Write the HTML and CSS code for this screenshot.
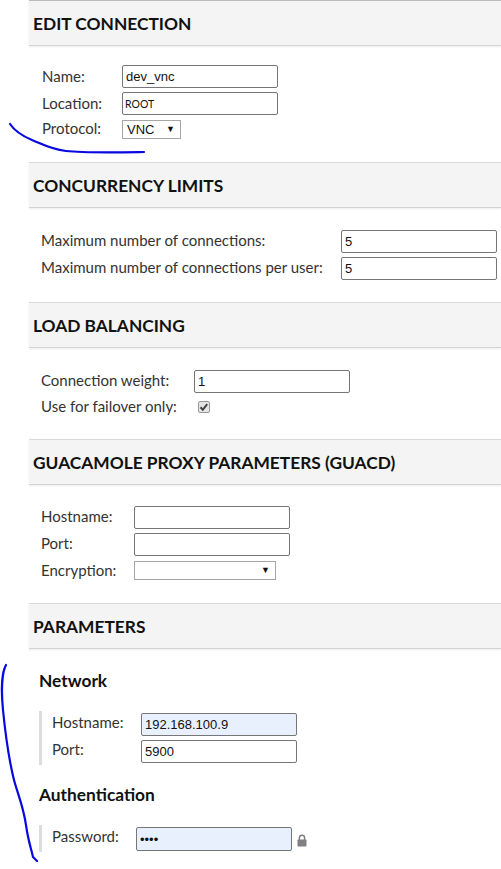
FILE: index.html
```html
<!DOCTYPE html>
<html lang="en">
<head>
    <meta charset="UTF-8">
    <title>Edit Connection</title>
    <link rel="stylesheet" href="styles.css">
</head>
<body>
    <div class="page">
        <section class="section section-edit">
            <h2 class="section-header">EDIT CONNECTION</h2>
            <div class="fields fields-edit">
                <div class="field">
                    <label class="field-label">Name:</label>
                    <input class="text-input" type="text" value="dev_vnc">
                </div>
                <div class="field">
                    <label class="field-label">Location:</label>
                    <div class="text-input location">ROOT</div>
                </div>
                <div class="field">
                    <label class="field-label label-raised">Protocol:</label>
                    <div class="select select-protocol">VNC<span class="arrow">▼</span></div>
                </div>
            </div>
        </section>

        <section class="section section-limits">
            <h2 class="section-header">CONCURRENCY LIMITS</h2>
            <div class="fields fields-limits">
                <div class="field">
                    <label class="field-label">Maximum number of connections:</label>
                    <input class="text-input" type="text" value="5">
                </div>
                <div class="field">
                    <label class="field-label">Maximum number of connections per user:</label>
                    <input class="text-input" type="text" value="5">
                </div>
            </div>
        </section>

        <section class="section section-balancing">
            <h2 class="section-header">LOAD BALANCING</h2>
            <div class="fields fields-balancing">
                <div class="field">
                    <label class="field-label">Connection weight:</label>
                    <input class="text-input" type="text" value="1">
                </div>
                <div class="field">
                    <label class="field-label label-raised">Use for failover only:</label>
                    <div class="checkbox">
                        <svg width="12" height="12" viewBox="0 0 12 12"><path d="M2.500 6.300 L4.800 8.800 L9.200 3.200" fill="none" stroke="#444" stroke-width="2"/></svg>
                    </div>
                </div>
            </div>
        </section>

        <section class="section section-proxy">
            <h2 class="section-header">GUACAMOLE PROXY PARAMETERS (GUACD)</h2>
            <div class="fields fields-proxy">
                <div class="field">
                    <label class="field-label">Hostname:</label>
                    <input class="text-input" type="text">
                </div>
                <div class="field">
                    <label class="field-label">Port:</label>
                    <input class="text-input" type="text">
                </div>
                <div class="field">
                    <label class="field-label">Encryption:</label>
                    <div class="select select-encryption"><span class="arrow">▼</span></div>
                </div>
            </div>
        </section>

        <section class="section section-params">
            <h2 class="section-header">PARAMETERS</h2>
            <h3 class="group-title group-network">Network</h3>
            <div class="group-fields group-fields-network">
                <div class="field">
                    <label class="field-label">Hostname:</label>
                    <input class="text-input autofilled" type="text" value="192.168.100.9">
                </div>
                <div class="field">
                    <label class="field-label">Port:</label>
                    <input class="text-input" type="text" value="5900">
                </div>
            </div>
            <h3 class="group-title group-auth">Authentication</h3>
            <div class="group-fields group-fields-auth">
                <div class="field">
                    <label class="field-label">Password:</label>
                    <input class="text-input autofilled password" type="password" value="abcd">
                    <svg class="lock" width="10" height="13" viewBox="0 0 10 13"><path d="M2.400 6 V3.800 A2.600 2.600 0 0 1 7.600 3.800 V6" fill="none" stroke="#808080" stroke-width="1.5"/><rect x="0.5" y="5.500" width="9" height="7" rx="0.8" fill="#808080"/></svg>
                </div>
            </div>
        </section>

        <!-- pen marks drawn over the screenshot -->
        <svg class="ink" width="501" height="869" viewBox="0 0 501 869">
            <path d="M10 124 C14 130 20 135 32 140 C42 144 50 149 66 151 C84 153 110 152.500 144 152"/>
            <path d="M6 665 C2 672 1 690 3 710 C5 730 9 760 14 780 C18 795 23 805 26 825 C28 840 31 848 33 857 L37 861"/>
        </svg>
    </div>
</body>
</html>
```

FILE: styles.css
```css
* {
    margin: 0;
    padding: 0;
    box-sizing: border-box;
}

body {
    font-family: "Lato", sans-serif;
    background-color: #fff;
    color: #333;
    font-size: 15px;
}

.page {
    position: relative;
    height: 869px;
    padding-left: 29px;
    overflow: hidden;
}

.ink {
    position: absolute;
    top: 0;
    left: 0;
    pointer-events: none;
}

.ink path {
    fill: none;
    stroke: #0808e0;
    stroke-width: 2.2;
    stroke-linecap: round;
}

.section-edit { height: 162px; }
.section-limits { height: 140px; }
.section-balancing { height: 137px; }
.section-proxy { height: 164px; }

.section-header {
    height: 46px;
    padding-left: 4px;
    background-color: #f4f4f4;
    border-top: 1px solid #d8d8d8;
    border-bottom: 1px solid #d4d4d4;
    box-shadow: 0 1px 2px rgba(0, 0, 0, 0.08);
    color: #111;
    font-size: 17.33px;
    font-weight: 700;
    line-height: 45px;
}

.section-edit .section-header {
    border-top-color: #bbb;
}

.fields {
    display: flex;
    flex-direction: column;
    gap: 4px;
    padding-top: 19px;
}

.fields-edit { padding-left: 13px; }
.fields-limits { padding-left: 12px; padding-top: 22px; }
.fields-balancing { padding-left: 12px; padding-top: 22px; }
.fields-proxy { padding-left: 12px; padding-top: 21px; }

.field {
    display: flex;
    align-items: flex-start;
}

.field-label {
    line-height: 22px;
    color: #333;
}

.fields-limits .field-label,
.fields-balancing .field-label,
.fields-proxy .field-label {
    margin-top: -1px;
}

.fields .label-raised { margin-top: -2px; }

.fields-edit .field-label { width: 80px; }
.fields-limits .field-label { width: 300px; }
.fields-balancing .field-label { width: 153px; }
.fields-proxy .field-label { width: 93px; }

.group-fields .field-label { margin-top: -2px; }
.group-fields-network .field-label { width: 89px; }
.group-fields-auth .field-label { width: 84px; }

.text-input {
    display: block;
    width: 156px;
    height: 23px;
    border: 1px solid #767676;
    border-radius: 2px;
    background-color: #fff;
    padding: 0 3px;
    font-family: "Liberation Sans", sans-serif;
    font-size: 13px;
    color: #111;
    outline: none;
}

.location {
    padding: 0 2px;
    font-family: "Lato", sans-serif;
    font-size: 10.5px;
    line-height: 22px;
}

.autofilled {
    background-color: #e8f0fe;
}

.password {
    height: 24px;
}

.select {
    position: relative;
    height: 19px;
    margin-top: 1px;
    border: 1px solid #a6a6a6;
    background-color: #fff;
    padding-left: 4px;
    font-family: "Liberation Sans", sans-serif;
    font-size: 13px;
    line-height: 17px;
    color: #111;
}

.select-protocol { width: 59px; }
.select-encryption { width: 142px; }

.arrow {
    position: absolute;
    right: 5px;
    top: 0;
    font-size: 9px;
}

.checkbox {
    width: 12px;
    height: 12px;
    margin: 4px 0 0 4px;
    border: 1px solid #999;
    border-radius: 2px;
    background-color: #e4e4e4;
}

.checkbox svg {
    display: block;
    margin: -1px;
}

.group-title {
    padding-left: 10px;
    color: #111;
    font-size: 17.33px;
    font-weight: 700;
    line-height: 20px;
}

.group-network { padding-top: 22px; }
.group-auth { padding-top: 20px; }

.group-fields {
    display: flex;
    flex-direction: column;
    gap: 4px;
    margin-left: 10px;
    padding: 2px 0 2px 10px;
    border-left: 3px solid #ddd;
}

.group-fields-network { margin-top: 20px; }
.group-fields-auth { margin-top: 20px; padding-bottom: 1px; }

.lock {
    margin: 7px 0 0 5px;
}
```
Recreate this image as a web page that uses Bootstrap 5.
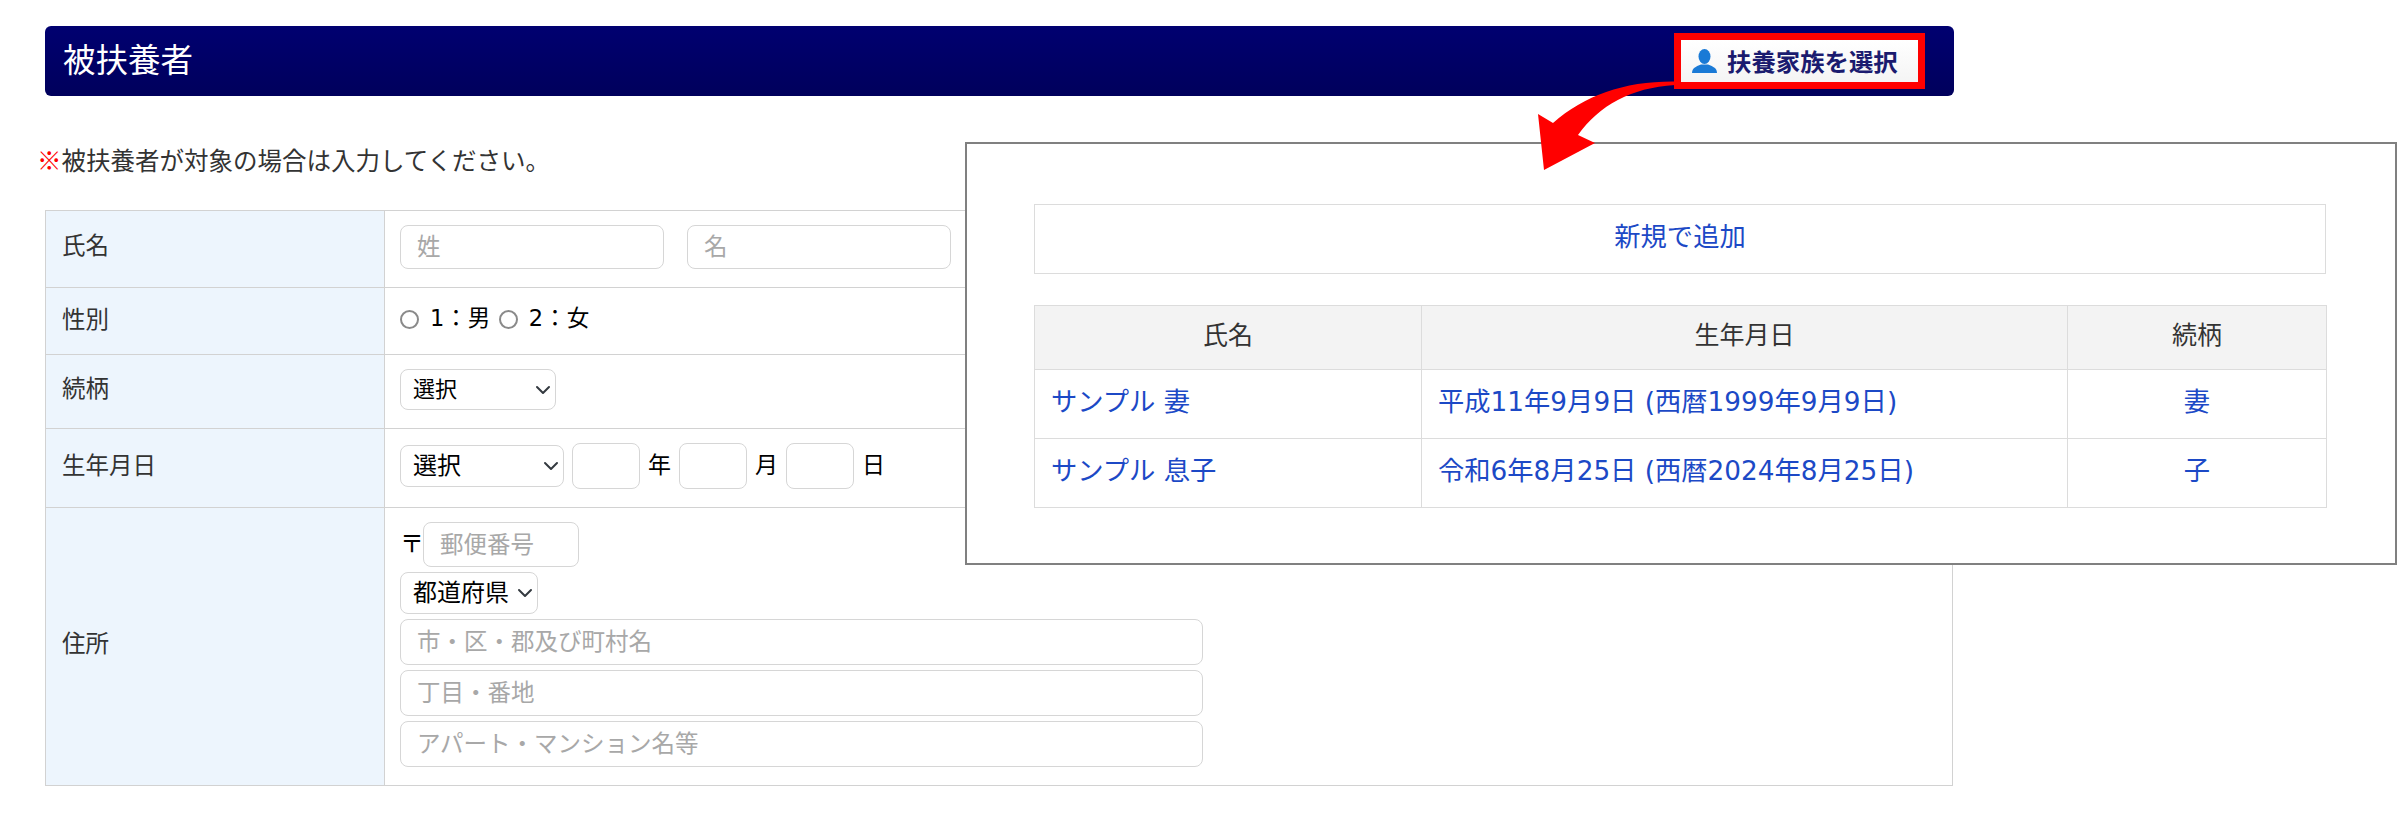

○ ○ ○

=== Exercise instructions ===
Make an exact copy of the records above, with the pictures left out.

=== Complete answer ===
Write the HTML and CSS code for this screenshot.
FILE: index.html
```html
<!DOCTYPE html>
<html lang="en">
<head>
    <meta charset="UTF-8">
    <title>Edit Connection</title>
    <link rel="stylesheet" href="styles.css">
</head>
<body>
    <div class="page">
        <section class="section section-edit">
            <h2 class="section-header">EDIT CONNECTION</h2>
            <div class="fields fields-edit">
                <div class="field">
                    <label class="field-label">Name:</label>
                    <input class="text-input" type="text" value="dev_vnc">
                </div>
                <div class="field">
                    <label class="field-label">Location:</label>
                    <div class="text-input location">ROOT</div>
                </div>
                <div class="field">
                    <label class="field-label label-raised">Protocol:</label>
                    <div class="select select-protocol">VNC<span class="arrow">▼</span></div>
                </div>
            </div>
        </section>

        <section class="section section-limits">
            <h2 class="section-header">CONCURRENCY LIMITS</h2>
            <div class="fields fields-limits">
                <div class="field">
                    <label class="field-label">Maximum number of connections:</label>
                    <input class="text-input" type="text" value="5">
                </div>
                <div class="field">
                    <label class="field-label">Maximum number of connections per user:</label>
                    <input class="text-input" type="text" value="5">
                </div>
            </div>
        </section>

        <section class="section section-balancing">
            <h2 class="section-header">LOAD BALANCING</h2>
            <div class="fields fields-balancing">
                <div class="field">
                    <label class="field-label">Connection weight:</label>
                    <input class="text-input" type="text" value="1">
                </div>
                <div class="field">
                    <label class="field-label label-raised">Use for failover only:</label>
                    <div class="checkbox">
                        <svg width="12" height="12" viewBox="0 0 12 12"><path d="M2.500 6.300 L4.800 8.800 L9.200 3.200" fill="none" stroke="#444" stroke-width="2"/></svg>
                    </div>
                </div>
            </div>
        </section>

        <section class="section section-proxy">
            <h2 class="section-header">GUACAMOLE PROXY PARAMETERS (GUACD)</h2>
            <div class="fields fields-proxy">
                <div class="field">
                    <label class="field-label">Hostname:</label>
                    <input class="text-input" type="text">
                </div>
                <div class="field">
                    <label class="field-label">Port:</label>
                    <input class="text-input" type="text">
                </div>
                <div class="field">
                    <label class="field-label">Encryption:</label>
                    <div class="select select-encryption"><span class="arrow">▼</span></div>
                </div>
            </div>
        </section>

        <section class="section section-params">
            <h2 class="section-header">PARAMETERS</h2>
            <h3 class="group-title group-network">Network</h3>
            <div class="group-fields group-fields-network">
                <div class="field">
                    <label class="field-label">Hostname:</label>
                    <input class="text-input autofilled" type="text" value="192.168.100.9">
                </div>
                <div class="field">
                    <label class="field-label">Port:</label>
                    <input class="text-input" type="text" value="5900">
                </div>
            </div>
            <h3 class="group-title group-auth">Authentication</h3>
            <div class="group-fields group-fields-auth">
                <div class="field">
                    <label class="field-label">Password:</label>
                    <input class="text-input autofilled password" type="password" value="abcd">
                    <svg class="lock" width="10" height="13" viewBox="0 0 10 13"><path d="M2.400 6 V3.800 A2.600 2.600 0 0 1 7.600 3.800 V6" fill="none" stroke="#808080" stroke-width="1.5"/><rect x="0.5" y="5.500" width="9" height="7" rx="0.8" fill="#808080"/></svg>
                </div>
            </div>
        </section>

        <!-- pen marks drawn over the screenshot -->
        <svg class="ink" width="501" height="869" viewBox="0 0 501 869">
            <path d="M10 124 C14 130 20 135 32 140 C42 144 50 149 66 151 C84 153 110 152.500 144 152"/>
            <path d="M6 665 C2 672 1 690 3 710 C5 730 9 760 14 780 C18 795 23 805 26 825 C28 840 31 848 33 857 L37 861"/>
        </svg>
    </div>
</body>
</html>
```

FILE: styles.css
```css
* {
    margin: 0;
    padding: 0;
    box-sizing: border-box;
}

body {
    font-family: "Lato", sans-serif;
    background-color: #fff;
    color: #333;
    font-size: 15px;
}

.page {
    position: relative;
    height: 869px;
    padding-left: 29px;
    overflow: hidden;
}

.ink {
    position: absolute;
    top: 0;
    left: 0;
    pointer-events: none;
}

.ink path {
    fill: none;
    stroke: #0808e0;
    stroke-width: 2.2;
    stroke-linecap: round;
}

.section-edit { height: 162px; }
.section-limits { height: 140px; }
.section-balancing { height: 137px; }
.section-proxy { height: 164px; }

.section-header {
    height: 46px;
    padding-left: 4px;
    background-color: #f4f4f4;
    border-top: 1px solid #d8d8d8;
    border-bottom: 1px solid #d4d4d4;
    box-shadow: 0 1px 2px rgba(0, 0, 0, 0.08);
    color: #111;
    font-size: 17.33px;
    font-weight: 700;
    line-height: 45px;
}

.section-edit .section-header {
    border-top-color: #bbb;
}

.fields {
    display: flex;
    flex-direction: column;
    gap: 4px;
    padding-top: 19px;
}

.fields-edit { padding-left: 13px; }
.fields-limits { padding-left: 12px; padding-top: 22px; }
.fields-balancing { padding-left: 12px; padding-top: 22px; }
.fields-proxy { padding-left: 12px; padding-top: 21px; }

.field {
    display: flex;
    align-items: flex-start;
}

.field-label {
    line-height: 22px;
    color: #333;
}

.fields-limits .field-label,
.fields-balancing .field-label,
.fields-proxy .field-label {
    margin-top: -1px;
}

.fields .label-raised { margin-top: -2px; }

.fields-edit .field-label { width: 80px; }
.fields-limits .field-label { width: 300px; }
.fields-balancing .field-label { width: 153px; }
.fields-proxy .field-label { width: 93px; }

.group-fields .field-label { margin-top: -2px; }
.group-fields-network .field-label { width: 89px; }
.group-fields-auth .field-label { width: 84px; }

.text-input {
    display: block;
    width: 156px;
    height: 23px;
    border: 1px solid #767676;
    border-radius: 2px;
    background-color: #fff;
    padding: 0 3px;
    font-family: "Liberation Sans", sans-serif;
    font-size: 13px;
    color: #111;
    outline: none;
}

.location {
    padding: 0 2px;
    font-family: "Lato", sans-serif;
    font-size: 10.5px;
    line-height: 22px;
}

.autofilled {
    background-color: #e8f0fe;
}

.password {
    height: 24px;
}

.select {
    position: relative;
    height: 19px;
    margin-top: 1px;
    border: 1px solid #a6a6a6;
    background-color: #fff;
    padding-left: 4px;
    font-family: "Liberation Sans", sans-serif;
    font-size: 13px;
    line-height: 17px;
    color: #111;
}

.select-protocol { width: 59px; }
.select-encryption { width: 142px; }

.arrow {
    position: absolute;
    right: 5px;
    top: 0;
    font-size: 9px;
}

.checkbox {
    width: 12px;
    height: 12px;
    margin: 4px 0 0 4px;
    border: 1px solid #999;
    border-radius: 2px;
    background-color: #e4e4e4;
}

.checkbox svg {
    display: block;
    margin: -1px;
}

.group-title {
    padding-left: 10px;
    color: #111;
    font-size: 17.33px;
    font-weight: 700;
    line-height: 20px;
}

.group-network { padding-top: 22px; }
.group-auth { padding-top: 20px; }

.group-fields {
    display: flex;
    flex-direction: column;
    gap: 4px;
    margin-left: 10px;
    padding: 2px 0 2px 10px;
    border-left: 3px solid #ddd;
}

.group-fields-network { margin-top: 20px; }
.group-fields-auth { margin-top: 20px; padding-bottom: 1px; }

.lock {
    margin: 7px 0 0 5px;
}
```
Recreate this image as a web page that uses Bootstrap 5.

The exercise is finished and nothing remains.